MATERIAL PROVIDED:
*****

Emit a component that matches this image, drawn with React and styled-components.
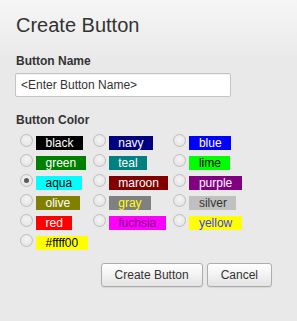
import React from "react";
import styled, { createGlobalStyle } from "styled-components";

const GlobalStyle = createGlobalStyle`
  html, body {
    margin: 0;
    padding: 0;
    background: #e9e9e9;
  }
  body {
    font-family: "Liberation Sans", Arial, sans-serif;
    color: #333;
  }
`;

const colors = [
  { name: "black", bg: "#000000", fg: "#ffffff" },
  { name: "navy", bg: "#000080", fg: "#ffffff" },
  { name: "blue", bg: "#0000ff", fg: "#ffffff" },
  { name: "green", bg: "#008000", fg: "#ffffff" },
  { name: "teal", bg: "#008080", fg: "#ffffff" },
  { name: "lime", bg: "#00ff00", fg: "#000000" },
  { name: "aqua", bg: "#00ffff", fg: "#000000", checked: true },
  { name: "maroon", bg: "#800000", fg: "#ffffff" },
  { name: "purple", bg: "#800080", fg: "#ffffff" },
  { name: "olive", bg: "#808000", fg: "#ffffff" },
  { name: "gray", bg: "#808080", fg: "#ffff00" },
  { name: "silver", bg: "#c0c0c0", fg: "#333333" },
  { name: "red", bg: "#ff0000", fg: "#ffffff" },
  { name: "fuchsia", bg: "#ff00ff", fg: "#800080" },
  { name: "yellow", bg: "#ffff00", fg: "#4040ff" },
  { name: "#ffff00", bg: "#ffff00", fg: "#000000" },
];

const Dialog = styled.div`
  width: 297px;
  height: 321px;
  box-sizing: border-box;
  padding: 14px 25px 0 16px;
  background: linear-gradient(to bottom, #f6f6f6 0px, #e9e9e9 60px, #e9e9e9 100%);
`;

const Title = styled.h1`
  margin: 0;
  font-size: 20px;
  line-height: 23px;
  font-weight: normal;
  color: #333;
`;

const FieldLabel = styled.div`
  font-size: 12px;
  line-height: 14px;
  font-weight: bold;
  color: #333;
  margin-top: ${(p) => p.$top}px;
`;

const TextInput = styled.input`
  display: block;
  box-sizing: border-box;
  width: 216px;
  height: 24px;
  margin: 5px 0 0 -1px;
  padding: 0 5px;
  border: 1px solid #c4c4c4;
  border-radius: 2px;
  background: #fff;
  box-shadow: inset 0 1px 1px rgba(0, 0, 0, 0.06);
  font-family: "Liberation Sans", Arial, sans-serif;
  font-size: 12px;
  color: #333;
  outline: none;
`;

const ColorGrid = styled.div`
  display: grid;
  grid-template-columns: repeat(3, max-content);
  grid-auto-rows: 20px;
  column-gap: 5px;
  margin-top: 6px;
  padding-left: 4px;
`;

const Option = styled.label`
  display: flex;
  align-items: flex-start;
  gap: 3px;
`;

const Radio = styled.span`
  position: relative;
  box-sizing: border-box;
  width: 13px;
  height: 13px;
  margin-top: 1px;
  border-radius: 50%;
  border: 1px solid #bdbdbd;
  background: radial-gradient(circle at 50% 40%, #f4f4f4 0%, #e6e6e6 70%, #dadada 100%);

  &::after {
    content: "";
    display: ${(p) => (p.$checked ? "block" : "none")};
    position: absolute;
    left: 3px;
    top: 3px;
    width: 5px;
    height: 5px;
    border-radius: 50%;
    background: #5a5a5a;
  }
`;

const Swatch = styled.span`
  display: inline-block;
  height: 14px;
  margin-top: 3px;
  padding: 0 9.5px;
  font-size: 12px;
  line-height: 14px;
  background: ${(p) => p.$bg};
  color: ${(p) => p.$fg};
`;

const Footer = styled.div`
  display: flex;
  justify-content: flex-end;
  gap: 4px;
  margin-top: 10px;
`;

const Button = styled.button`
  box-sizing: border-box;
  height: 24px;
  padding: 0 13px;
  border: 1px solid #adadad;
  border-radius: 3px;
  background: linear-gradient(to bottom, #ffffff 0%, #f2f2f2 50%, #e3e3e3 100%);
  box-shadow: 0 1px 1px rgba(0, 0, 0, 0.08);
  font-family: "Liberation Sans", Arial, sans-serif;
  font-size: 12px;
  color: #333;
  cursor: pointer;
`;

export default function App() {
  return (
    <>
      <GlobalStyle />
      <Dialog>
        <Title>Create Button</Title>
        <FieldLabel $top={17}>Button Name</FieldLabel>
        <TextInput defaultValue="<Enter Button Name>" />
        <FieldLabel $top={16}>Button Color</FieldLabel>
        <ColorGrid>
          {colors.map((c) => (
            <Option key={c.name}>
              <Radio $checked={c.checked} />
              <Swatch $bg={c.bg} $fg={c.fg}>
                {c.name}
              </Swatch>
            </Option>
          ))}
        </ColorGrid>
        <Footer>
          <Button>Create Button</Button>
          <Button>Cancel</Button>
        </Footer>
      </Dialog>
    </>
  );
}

*****

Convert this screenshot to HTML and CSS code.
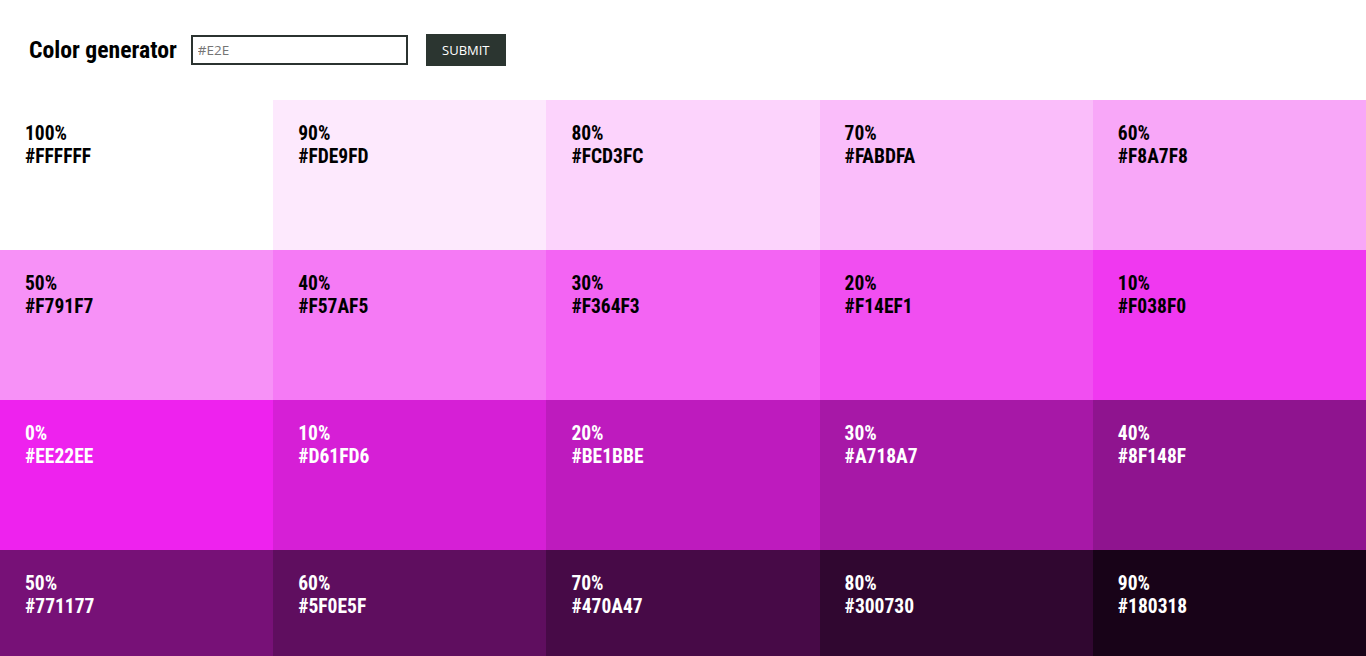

*****

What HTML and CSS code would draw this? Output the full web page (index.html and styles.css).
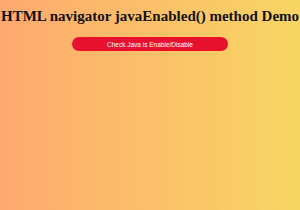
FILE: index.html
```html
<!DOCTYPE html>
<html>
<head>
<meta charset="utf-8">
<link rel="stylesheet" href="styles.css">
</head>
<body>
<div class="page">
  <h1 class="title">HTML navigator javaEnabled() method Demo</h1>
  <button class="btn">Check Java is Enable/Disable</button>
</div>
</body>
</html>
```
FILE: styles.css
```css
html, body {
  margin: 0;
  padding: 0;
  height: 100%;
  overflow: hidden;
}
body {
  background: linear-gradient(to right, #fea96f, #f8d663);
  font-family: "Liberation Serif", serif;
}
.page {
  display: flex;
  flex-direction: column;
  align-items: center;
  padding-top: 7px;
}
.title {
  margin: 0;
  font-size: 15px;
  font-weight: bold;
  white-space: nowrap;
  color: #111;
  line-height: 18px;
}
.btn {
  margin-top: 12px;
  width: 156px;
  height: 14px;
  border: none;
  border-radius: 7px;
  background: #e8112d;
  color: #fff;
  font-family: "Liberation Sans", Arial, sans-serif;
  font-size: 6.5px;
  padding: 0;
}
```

*****

GIVEN PROBLEM: Look through the records and gather every line containing "React".

RESPONSE:
Emit a component that matches this image, drawn with React and styled-components.
import React from "react";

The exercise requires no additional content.